The plain text format is simple. It is found in the current working directory as .envgarde. It require only the name of the environment variable setting once per line, e.g.

LOCALE
ENCODING

would require both LOCALE and ENCODING variables to be set.

The YAML file format provides the same functionality, but also allows a description to be provided per-environment variable. This allows the purpose and any restrictions of your environment variables to be documented. A yaml envgarde config file should be named .envgarde.yaml. Example:

- name: LOCALE
  description: Service LOCALE, which automatically sets correct i18n config
- name: ENCODING
  description: Supported for legacy reasons; may be set to 'UTF-8' or 'ASCII' 

Both files should not be present in the same project - but if they are, .envgarde takes priority over .envgarde.yaml.

Running in description mode

By passing the -d flag, envgarde will just output a description of the currently required environment variables, e.g.

> envgarde -d
LOCALE Service LOCALE, which automatically sets correct i18n config (Required)
ENCODING Supported for legacy reasons; may be set to 'UTF-8' or 'ASCII' (Required)

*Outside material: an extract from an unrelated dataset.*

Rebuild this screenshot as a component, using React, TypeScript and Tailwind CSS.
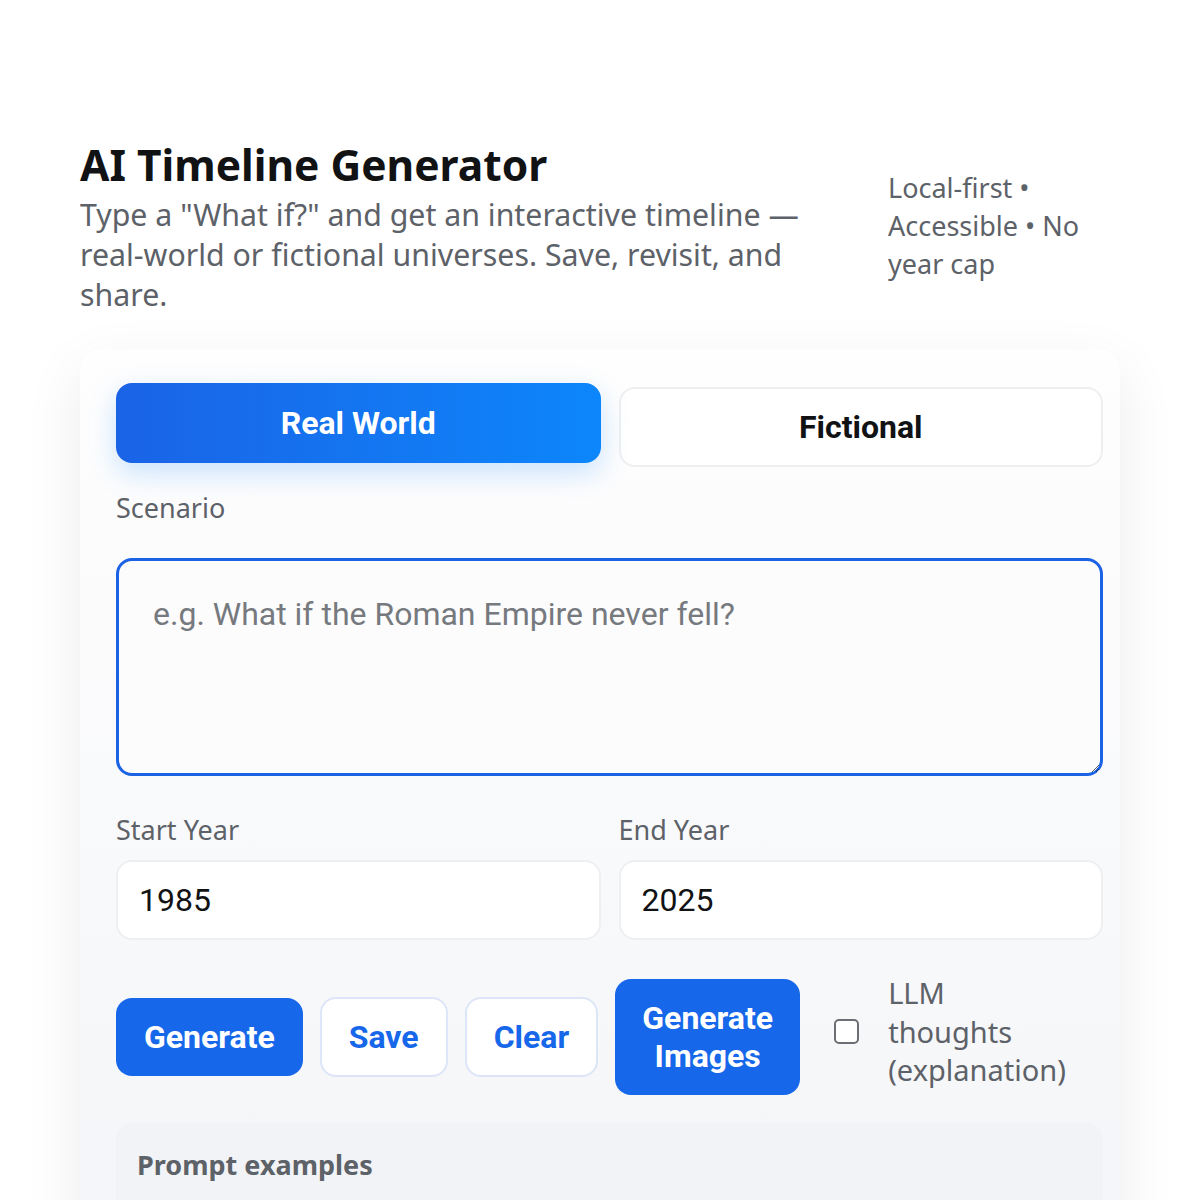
import React from "react";

export default function App() {
  return (
    <div className="min-h-[1200px] bg-white" style={{ fontFamily: '"Noto Sans", "Open Sans", sans-serif' }}>
      <div className="mx-[80px] w-[1040px] pt-[137px]">
        <header className="flex items-center gap-[40px]">
          <div className="flex-1">
            <h1 className="text-[42.5px] leading-[56px] font-bold text-[#111214]">AI Timeline Generator</h1>
            <p className="mt-[2px] text-[30.3px] leading-[40px] text-[#5d6168]">
              Type a "What if?" and get an interactive timeline — real-world or fictional universes. Save, revisit, and share.
            </p>
          </div>
          <div className="w-[232px] text-[27px] leading-[38px] text-[#5d6168]">
            Local-first • Accessible • No year cap
          </div>
        </header>

        <section className="mt-[34px] rounded-[22px] bg-gradient-to-b from-[#fefefe] to-[#f4f5f8] pl-[36px] pr-[17px] pt-[38px] pb-[40px] shadow-[0_20px_60px_rgba(15,23,42,0.08)]">
          <div className="grid grid-cols-2 gap-[18px]" style={{ fontFamily: 'Roboto, sans-serif' }}>
            <button className="h-[80px] -translate-y-[4px] rounded-[16px] bg-gradient-to-r from-[#1a63e6] to-[#0c86fb] text-[32px] font-bold text-white shadow-[0_10px_28px_rgba(12,134,251,0.22)]">
              Real World
            </button>
            <button className="h-[80px] rounded-[16px] border-2 border-[#eeeff1] bg-white text-[32px] font-bold text-[#111214]">
              Fictional
            </button>
          </div>

          <label className="mt-[22px] block text-[27px] leading-[38px] text-[#5d6168]">Scenario</label>
          <textarea
            className="mt-[31px] block h-[218px] w-full resize-y rounded-[16px] border-[3px] border-[#1b62e4] bg-[#fcfcfd] px-[34px] pt-[32px] text-[32px] leading-[42px] text-[#111] outline-none placeholder:text-[#76797d]"
            style={{ fontFamily: 'Roboto, sans-serif' }}
            placeholder="e.g. What if the Roman Empire never fell?"
          />

          <div className="mt-[35px] grid grid-cols-2 gap-[18px]">
            <div>
              <label className="block text-[27px] leading-[38px] text-[#5d6168]">Start Year</label>
              <input
                className="mt-[11px] block h-[80px] w-full rounded-[16px] border-2 border-[#eeeff1] bg-white px-[21px] text-[32px] text-[#111214] outline-none"
                style={{ fontFamily: 'Roboto, sans-serif' }}
                defaultValue="1985"
              />
            </div>
            <div>
              <label className="block text-[27px] leading-[38px] text-[#5d6168]">End Year</label>
              <input
                className="mt-[11px] block h-[80px] w-full rounded-[16px] border-2 border-[#eeeff1] bg-white px-[21px] text-[32px] text-[#111214] outline-none"
                style={{ fontFamily: 'Roboto, sans-serif' }}
                defaultValue="2025"
              />
            </div>
          </div>

          <div className="mt-[39px] flex items-center">
            <button className="whitespace-nowrap rounded-[16px] bg-[#1767ea] px-[28px] py-[20px] text-[32px] leading-[38px] font-bold text-white" style={{ fontFamily: 'Roboto, sans-serif' }}>
              Generate
            </button>
            <button className="ml-[17px] whitespace-nowrap rounded-[16px] border-2 border-[#dce6f8] bg-white px-[27px] py-[19px] text-[32px] leading-[38px] font-bold text-[#1767ea]" style={{ fontFamily: 'Roboto, sans-serif' }}>
              Save
            </button>
            <button className="ml-[17px] whitespace-nowrap rounded-[16px] border-2 border-[#dce6f8] bg-white px-[27px] py-[19px] text-[32px] leading-[38px] font-bold text-[#1767ea]" style={{ fontFamily: 'Roboto, sans-serif' }}>
              Clear
            </button>
            <button className="ml-[17px] w-[185px] rounded-[16px] bg-[#1767ea] px-[20px] py-[20px] text-[32px] leading-[38px] font-bold text-white" style={{ fontFamily: 'Roboto, sans-serif' }}>
              Generate Images
            </button>
            <label className="-mt-[10px] ml-[34px] flex items-center gap-[29px]">
              <span className="-mt-[2px] block h-[25px] w-[25px] shrink-0 rounded-[5px] border-2 border-[#6b6e72] bg-white" />
              <span className="w-[180px] text-[29px] leading-[38.5px] text-[#5d6168]">LLM thoughts (explanation)</span>
            </label>
          </div>

          <div className="mt-[28px] rounded-[16px] bg-[#f1f3f6] px-[21px] pt-[23px] pb-[60px]">
            <div className="text-[27px] leading-[38px] font-bold text-[#5d6168]">Prompt examples</div>
          </div>
        </section>
      </div>
    </div>
  );
}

Please note that when using the description flag envgarde will return successfully irrespective of what environment variables are currently set.

Compiling

The command is implemented in Go, so you'll need the Go tools installing to compile:

Running

go build envgarde

will result in an envgarde executable being built in the project directory

Running the tests

Because almost all the functionality of this command relies on environmental settings unit testing does not provide a lot of value. Instead, the executable itself is exercised via a set of Gherkin feature files running under Ruby-Cucumber. Please ensure you have >= Ruby 2.4.6 installed before running the tests. To run the tests from a fresh checkout, run the following command:

go build envgarde && \
    cd test && \
    bundle && \
    bundle exec cucumber

For additional configuration options via environment variables, see the test/features/step_defintions/basic_steps.rb.